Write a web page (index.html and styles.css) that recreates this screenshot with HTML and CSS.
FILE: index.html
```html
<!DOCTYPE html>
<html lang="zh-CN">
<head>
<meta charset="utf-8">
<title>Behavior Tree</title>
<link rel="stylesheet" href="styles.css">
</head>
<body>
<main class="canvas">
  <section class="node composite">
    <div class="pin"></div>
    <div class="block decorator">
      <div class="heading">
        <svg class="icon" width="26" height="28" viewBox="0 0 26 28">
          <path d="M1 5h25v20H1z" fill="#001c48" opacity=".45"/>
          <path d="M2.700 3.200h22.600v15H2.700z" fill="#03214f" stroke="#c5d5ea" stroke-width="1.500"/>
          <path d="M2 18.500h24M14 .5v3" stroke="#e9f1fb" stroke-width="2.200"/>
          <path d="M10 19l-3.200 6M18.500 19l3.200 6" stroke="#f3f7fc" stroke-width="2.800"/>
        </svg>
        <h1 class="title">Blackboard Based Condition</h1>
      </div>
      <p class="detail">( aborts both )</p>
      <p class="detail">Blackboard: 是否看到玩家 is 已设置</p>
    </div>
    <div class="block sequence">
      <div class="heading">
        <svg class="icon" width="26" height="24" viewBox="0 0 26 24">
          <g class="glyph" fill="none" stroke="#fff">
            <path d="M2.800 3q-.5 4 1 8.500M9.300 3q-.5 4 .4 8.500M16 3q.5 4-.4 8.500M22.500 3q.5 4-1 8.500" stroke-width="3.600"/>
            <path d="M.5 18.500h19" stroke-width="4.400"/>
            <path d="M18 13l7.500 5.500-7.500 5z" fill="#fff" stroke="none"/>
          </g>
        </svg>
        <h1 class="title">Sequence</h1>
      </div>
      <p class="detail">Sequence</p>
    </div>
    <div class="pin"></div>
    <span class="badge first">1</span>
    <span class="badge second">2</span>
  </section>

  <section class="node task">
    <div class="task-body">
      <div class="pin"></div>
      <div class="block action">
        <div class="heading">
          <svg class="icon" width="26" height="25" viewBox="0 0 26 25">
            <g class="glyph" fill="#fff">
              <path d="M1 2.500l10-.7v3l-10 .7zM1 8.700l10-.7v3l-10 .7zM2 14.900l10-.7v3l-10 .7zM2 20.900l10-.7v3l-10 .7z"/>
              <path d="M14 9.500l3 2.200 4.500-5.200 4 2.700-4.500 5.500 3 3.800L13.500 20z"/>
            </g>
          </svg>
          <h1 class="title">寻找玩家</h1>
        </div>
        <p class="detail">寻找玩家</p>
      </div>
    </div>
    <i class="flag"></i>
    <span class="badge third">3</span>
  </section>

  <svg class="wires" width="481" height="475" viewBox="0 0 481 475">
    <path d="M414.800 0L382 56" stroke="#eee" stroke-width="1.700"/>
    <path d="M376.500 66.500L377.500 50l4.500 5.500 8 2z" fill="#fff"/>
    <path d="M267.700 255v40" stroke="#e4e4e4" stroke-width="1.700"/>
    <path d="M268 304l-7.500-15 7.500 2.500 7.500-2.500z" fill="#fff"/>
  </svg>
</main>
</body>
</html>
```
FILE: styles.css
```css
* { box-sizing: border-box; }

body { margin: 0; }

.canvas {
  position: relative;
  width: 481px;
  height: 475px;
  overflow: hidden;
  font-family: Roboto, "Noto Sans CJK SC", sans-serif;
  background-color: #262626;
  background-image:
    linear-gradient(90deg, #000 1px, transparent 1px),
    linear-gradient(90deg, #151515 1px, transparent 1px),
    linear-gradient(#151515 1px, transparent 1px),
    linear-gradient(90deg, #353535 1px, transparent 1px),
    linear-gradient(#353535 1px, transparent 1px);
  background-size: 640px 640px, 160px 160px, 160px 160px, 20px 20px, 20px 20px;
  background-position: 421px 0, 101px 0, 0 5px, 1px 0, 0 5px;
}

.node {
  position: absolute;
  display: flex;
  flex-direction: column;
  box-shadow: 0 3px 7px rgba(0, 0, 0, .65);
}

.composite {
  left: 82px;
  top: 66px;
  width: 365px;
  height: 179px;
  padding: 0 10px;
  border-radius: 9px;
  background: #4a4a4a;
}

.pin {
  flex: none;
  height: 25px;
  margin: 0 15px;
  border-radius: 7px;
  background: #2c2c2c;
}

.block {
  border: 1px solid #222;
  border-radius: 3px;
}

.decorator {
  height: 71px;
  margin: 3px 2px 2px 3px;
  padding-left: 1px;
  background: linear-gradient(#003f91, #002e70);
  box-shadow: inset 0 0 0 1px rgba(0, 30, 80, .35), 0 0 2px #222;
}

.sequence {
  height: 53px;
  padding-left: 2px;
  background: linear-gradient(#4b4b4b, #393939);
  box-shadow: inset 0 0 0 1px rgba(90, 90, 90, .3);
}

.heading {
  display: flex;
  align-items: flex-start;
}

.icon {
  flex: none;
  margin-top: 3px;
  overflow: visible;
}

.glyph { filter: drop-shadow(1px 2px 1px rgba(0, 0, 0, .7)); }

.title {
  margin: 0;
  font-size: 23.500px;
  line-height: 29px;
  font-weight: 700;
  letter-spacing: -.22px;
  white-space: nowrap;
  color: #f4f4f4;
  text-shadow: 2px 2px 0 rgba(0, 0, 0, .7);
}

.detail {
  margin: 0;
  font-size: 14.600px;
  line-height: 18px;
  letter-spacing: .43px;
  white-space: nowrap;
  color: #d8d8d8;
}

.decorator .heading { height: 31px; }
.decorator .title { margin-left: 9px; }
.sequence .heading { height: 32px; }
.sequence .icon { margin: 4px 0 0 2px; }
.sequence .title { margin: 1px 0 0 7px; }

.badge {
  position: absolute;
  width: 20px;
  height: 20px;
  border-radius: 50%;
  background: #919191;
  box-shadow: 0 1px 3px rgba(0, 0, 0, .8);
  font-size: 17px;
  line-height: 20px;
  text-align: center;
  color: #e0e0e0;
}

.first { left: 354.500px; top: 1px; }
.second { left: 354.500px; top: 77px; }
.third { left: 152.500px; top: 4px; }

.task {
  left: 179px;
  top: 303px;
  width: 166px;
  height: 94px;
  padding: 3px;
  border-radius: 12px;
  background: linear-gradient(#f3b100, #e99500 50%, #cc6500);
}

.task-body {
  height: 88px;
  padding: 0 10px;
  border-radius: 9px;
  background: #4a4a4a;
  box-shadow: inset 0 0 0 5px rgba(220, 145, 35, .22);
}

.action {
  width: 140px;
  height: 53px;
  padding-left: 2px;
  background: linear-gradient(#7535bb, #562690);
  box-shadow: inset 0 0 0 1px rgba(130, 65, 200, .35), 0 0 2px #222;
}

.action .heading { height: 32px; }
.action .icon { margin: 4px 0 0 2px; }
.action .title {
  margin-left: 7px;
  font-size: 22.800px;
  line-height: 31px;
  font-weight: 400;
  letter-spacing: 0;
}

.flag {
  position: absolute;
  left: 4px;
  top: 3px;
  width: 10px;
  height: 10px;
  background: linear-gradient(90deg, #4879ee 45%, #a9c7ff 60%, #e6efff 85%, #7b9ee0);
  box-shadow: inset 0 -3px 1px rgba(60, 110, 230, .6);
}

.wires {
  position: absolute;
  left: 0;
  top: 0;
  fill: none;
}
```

------------------------

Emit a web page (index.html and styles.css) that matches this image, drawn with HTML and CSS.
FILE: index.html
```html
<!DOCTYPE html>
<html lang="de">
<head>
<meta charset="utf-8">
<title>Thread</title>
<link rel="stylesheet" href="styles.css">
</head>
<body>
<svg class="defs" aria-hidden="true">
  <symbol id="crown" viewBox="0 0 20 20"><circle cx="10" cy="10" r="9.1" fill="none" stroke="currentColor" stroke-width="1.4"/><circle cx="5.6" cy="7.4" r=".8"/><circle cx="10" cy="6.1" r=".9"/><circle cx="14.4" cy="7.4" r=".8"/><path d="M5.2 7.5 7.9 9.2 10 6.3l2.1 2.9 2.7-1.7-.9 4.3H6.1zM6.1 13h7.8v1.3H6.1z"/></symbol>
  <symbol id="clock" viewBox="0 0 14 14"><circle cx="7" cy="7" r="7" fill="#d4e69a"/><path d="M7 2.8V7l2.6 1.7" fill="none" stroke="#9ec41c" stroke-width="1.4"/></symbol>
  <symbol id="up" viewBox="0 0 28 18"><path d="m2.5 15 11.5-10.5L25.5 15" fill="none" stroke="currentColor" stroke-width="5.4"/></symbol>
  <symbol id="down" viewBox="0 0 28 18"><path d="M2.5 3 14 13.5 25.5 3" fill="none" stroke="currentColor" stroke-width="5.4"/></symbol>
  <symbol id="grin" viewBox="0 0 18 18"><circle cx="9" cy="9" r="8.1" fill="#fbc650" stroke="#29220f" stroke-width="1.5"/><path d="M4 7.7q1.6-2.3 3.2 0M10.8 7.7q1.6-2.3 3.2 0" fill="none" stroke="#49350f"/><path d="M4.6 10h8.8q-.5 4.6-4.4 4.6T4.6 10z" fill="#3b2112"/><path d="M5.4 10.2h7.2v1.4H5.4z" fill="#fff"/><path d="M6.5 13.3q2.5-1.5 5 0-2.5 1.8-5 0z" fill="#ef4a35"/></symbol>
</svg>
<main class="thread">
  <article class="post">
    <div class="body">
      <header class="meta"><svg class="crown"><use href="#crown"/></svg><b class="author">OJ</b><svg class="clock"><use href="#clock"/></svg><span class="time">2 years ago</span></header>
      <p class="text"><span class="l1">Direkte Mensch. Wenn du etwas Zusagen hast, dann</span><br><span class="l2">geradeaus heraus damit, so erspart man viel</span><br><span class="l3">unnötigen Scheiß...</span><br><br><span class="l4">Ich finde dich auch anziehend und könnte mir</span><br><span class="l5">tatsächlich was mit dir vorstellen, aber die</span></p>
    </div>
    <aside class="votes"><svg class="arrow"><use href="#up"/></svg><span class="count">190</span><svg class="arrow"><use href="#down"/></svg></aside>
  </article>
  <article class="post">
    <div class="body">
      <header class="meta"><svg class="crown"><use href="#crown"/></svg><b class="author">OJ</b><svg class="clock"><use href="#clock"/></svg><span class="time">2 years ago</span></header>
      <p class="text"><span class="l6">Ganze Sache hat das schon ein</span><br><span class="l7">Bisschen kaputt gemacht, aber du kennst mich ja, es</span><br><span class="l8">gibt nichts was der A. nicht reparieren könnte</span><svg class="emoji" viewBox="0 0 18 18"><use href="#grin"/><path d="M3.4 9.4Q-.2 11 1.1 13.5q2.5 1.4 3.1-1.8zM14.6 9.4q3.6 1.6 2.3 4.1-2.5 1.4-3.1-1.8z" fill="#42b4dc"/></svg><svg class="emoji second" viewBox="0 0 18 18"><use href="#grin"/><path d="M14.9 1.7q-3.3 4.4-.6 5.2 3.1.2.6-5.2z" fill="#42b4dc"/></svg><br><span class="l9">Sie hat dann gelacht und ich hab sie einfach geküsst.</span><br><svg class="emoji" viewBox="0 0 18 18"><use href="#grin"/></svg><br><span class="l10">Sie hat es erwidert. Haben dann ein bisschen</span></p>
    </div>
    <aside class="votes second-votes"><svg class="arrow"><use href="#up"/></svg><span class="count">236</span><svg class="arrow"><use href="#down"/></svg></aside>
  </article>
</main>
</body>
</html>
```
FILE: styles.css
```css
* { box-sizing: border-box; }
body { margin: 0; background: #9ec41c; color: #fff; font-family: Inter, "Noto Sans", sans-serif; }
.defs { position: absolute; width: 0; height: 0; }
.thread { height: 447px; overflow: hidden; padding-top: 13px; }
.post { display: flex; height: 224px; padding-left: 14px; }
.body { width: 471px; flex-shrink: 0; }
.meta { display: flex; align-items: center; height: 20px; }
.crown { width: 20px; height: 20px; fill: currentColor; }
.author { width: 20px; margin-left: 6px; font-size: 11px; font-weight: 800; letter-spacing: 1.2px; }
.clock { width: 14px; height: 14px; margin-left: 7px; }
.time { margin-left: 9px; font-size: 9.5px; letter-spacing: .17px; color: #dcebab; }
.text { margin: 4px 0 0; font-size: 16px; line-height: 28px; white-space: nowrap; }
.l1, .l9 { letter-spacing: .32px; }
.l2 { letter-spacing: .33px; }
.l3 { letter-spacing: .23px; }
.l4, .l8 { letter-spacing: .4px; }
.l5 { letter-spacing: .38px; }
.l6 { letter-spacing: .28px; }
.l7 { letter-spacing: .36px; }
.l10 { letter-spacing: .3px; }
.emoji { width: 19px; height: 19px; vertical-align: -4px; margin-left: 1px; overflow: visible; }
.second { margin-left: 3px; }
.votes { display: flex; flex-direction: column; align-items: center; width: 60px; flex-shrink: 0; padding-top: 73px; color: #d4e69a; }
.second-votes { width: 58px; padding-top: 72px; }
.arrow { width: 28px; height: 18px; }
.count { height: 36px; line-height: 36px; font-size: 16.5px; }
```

------------------------

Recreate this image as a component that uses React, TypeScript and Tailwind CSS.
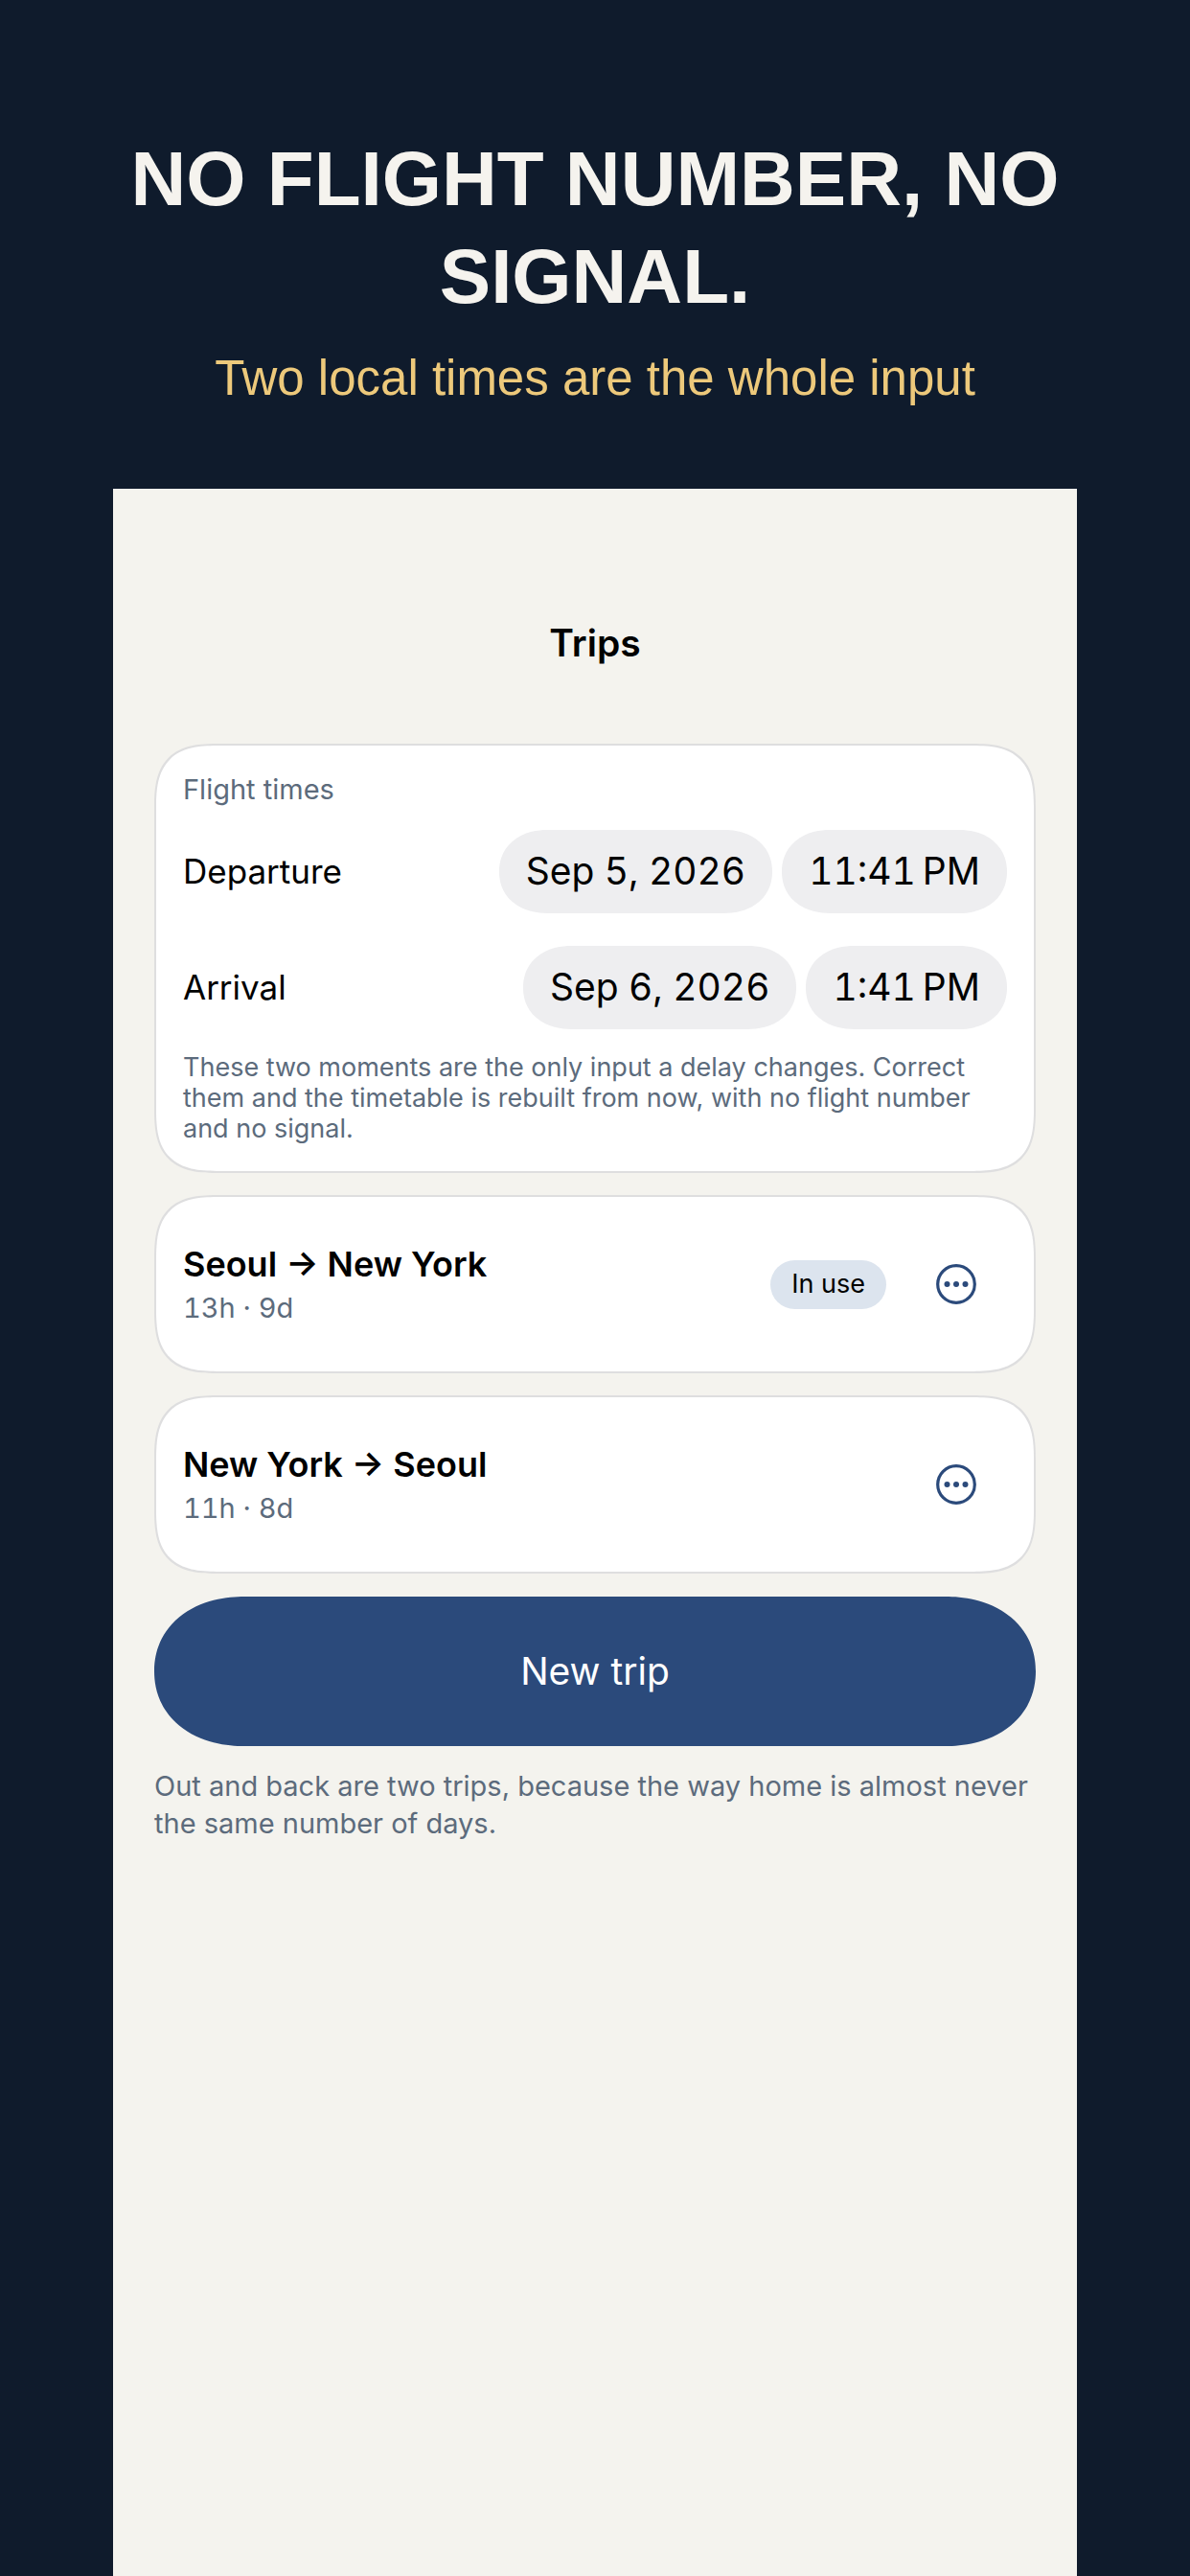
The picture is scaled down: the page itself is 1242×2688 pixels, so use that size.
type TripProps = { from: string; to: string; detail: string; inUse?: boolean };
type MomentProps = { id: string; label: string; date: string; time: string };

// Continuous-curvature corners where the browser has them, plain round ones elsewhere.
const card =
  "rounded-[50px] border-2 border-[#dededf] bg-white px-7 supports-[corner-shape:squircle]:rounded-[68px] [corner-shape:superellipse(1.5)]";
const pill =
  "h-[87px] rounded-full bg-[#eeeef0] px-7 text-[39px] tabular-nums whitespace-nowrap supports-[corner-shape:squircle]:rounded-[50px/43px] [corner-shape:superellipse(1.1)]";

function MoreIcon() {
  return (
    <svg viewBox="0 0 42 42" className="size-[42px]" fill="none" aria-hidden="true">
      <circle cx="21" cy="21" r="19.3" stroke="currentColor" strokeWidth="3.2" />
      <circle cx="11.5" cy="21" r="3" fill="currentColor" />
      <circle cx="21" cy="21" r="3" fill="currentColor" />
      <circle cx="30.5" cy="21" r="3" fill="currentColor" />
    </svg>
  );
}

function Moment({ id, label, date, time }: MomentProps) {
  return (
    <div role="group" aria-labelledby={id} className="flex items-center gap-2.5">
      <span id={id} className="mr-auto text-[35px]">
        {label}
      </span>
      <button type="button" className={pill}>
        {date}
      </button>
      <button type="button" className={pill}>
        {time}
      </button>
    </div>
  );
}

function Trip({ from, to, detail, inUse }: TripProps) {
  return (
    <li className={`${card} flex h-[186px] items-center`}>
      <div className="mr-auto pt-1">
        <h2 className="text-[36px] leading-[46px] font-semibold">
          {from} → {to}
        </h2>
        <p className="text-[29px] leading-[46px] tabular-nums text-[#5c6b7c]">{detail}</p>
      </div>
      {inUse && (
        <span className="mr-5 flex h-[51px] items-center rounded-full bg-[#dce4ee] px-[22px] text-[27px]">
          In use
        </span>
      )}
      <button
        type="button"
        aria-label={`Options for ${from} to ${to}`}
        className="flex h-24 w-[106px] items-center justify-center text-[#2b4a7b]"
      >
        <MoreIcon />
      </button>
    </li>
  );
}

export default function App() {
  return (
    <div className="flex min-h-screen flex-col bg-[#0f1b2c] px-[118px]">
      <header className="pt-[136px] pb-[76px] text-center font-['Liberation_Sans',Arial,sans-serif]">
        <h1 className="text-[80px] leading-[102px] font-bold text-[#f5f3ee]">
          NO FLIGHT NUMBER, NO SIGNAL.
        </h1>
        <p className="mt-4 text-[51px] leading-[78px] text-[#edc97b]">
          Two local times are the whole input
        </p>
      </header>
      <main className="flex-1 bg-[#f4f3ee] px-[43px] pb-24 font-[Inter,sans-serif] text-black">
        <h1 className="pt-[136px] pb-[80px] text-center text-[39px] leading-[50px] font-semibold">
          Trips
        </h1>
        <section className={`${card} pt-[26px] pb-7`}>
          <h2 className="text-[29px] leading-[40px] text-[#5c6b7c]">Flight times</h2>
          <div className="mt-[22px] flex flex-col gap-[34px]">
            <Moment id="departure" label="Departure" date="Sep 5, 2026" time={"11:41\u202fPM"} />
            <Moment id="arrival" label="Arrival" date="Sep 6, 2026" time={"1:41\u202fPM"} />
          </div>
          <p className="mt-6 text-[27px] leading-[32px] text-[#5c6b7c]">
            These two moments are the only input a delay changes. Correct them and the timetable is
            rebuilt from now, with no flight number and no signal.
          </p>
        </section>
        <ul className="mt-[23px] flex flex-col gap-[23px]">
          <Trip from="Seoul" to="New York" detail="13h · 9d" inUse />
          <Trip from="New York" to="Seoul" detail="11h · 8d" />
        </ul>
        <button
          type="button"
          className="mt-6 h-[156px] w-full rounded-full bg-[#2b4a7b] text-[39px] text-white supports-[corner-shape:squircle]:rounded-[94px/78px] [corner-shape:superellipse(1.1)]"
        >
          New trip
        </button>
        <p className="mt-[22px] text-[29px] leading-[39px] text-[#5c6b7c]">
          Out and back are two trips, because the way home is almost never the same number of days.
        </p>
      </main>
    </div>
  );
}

------------------------

■ Stated problem ■
Copy out only the lines from the one containing "Recreate this image" through the one containing "rounded-full bg-[#eeeef0] px-7", exactly, with both ends. Any picture is left out.

■ The reply ■
Recreate this image as a component that uses React, TypeScript and Tailwind CSS.
The picture is scaled down: the page itself is 1242×2688 pixels, so use that size.
type TripProps = { from: string; to: string; detail: string; inUse?: boolean };
type MomentProps = { id: string; label: string; date: string; time: string };

// Continuous-curvature corners where the browser has them, plain round ones elsewhere.
const card =
  "rounded-[50px] border-2 border-[#dededf] bg-white px-7 supports-[corner-shape:squircle]:rounded-[68px] [corner-shape:superellipse(1.5)]";
const pill =
  "h-[87px] rounded-full bg-[#eeeef0] px-7 text-[39px] tabular-nums whitespace-nowrap supports-[corner-shape:squircle]:rounded-[50px/43px] [corner-shape:superellipse(1.1)]";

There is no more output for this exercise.